Mandat: Jusqu'où s'étend la main du crime organisé? Quels sont les secteurs les plus infiltrés? Qui en sont les acteurs? Suggérer des solutions pour contrer le blanchiment d'argent et l'infiltration.
COMBIEN CA COÛTERAIT?
Beaucoup de pain sur la planche, n'est-ce pas?
Essayons de voir combien tout cela pourrait coûter. La commission d'enquête sur la nomination des juges (Bastarache) devrait coûter autour de 6 M$. C'était cependant l'une des commissions les plus faciles à mener. Les deux protagonistes étaient connus, il suffisait de les faire venir et de faire défiler quelques acteurs passés et actuels du système.
Allons vers plus compliqué: la Commission Gomery. On n'a pas été en mesure de faire confirmer le chiffre, mais on parle de quelque chose comme 35 M$. C'était ici une enquête beaucoup plus complexe et à laquelle on pourrait peut-être assimiler celle sur le financement des partis politiques.
Les deux autres commissions (sur la construction et le crime organisé) coûteraient vraisemblablement beaucoup plus chères.
QUE FAIRE?
Ce n'est pas simple. On le voit, il est difficile de mesurer l'étendue de ces commissions et leurs retombées réelles au final.
Le public aimerait bien lyncher tous les coupables, mais il est impossible d'attraper tout le monde. Le but d'une commission d'enquête n'est d'ailleurs jamais d'attraper tout le monde mais plutôt de faire la lumière sur une situation et de recommander des mesures qui éviteront qu'elle se poursuive ou se répète.

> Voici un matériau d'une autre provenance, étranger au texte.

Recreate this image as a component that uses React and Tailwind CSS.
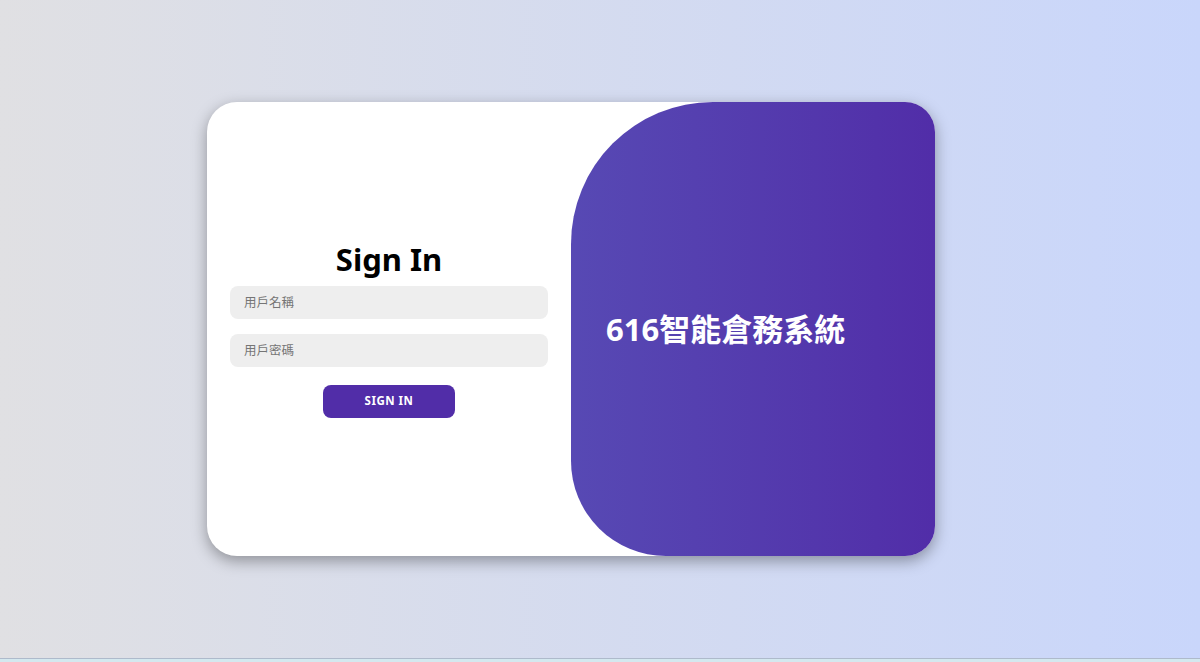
export default function App() {
  return (
    <div
      className="flex h-[662px] w-full flex-col bg-gradient-to-r from-[#e0e0e3] to-[#c9d6fb]"
      style={{ fontFamily: '"Noto Sans", "Noto Sans CJK TC", sans-serif' }}
    >
      <div className="flex flex-1 items-center pl-[207px]">
        <div className="flex h-[454px] w-[728px] overflow-hidden rounded-[30px] bg-white shadow-[0_5px_15px_rgba(0,0,0,0.35)]">
          {/* sign-in form */}
          <form className="flex w-1/2 flex-col items-center justify-center px-[23px]">
            <h1 className="mb-[2px] text-[31px] font-bold leading-[36px] text-black">Sign In</h1>
            <input
              type="text"
              placeholder="用戶名稱"
              className="my-[7.5px] h-[33px] w-full rounded-[8px] bg-[#eeeeee] px-[14px] text-[12.5px] outline-none placeholder:text-[#757575]"
            />
            <input
              type="password"
              placeholder="用戶密碼"
              className="my-[7.5px] h-[33px] w-full rounded-[8px] bg-[#eeeeee] px-[14px] text-[12.5px] outline-none placeholder:text-[#757575]"
            />
            <button
              type="button"
              className="mt-[10px] h-[33px] w-[132px] rounded-[8px] bg-[#512da8] text-[11.5px] font-bold uppercase tracking-[0.5px] text-white"
            >
              Sign In
            </button>
          </form>

          {/* welcome panel */}
          <div className="flex w-1/2 items-center rounded-bl-[95px] rounded-tl-[142px] bg-gradient-to-r from-[#5749b4] to-[#512da8] pl-[35px]">
            <h1 className="text-[31px] font-bold leading-none text-white">616智能倉務系統</h1>
          </div>
        </div>
      </div>
      <div className="h-[4px] border-t border-[#aebacb] bg-[#d4e8ef]" />
    </div>
  );
}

Sous cet éclairage, on peut abandonner la commission sur le financement des partis politiques. Les enquêtes en cours devraient permettre de mettre le grappin sur quelques mauvais acteurs alors que les dernières histoires ont aussi fait assez de bruit pour diminuer l'envie de mal agir. Surtout, le gouvernement a un projet de loi qui forcera la Commission municipale à faire enquête dès qu'un citoyen se plaindra d'un conflit d'intérêt. Une commission d'enquête ne pourrait probablement pas suggérer beaucoup de mesures supplémentaires.
Sur le crime organisé, le travail à abattre apparaît colossal et nous n'avons pas vraiment d'indication que la situation est pire qu'ailleurs. Il vaut mieux laisser le tout à la police. Quitte à créer à l'intérieur du corps policier, et à même les budgets courants, un service de recherches chargé de faire des recommandations au gouvernement.
Reste le nébuleux monde de la construction. La Sûreté du Québec y est déjà au travail avec l'escouade Marteau. Mais on ne sait trop sur quoi elle travaille. Probablement pas sur les oligopoles et leurs pratiques, ni sur les chasses gardées à certains entrepreneurs ou encore sur le travail au noir. Ici, le gouvernement devrait y mettre les sommes. Le programme d'infrastructures en cours au Québec est de 40 G$. On est assez confiant qu'une commission d'enquête s'autofinancerait juste de par les impôts qui seraient récupérés et les coûts qu'elle permettrait ensuite d'épargner.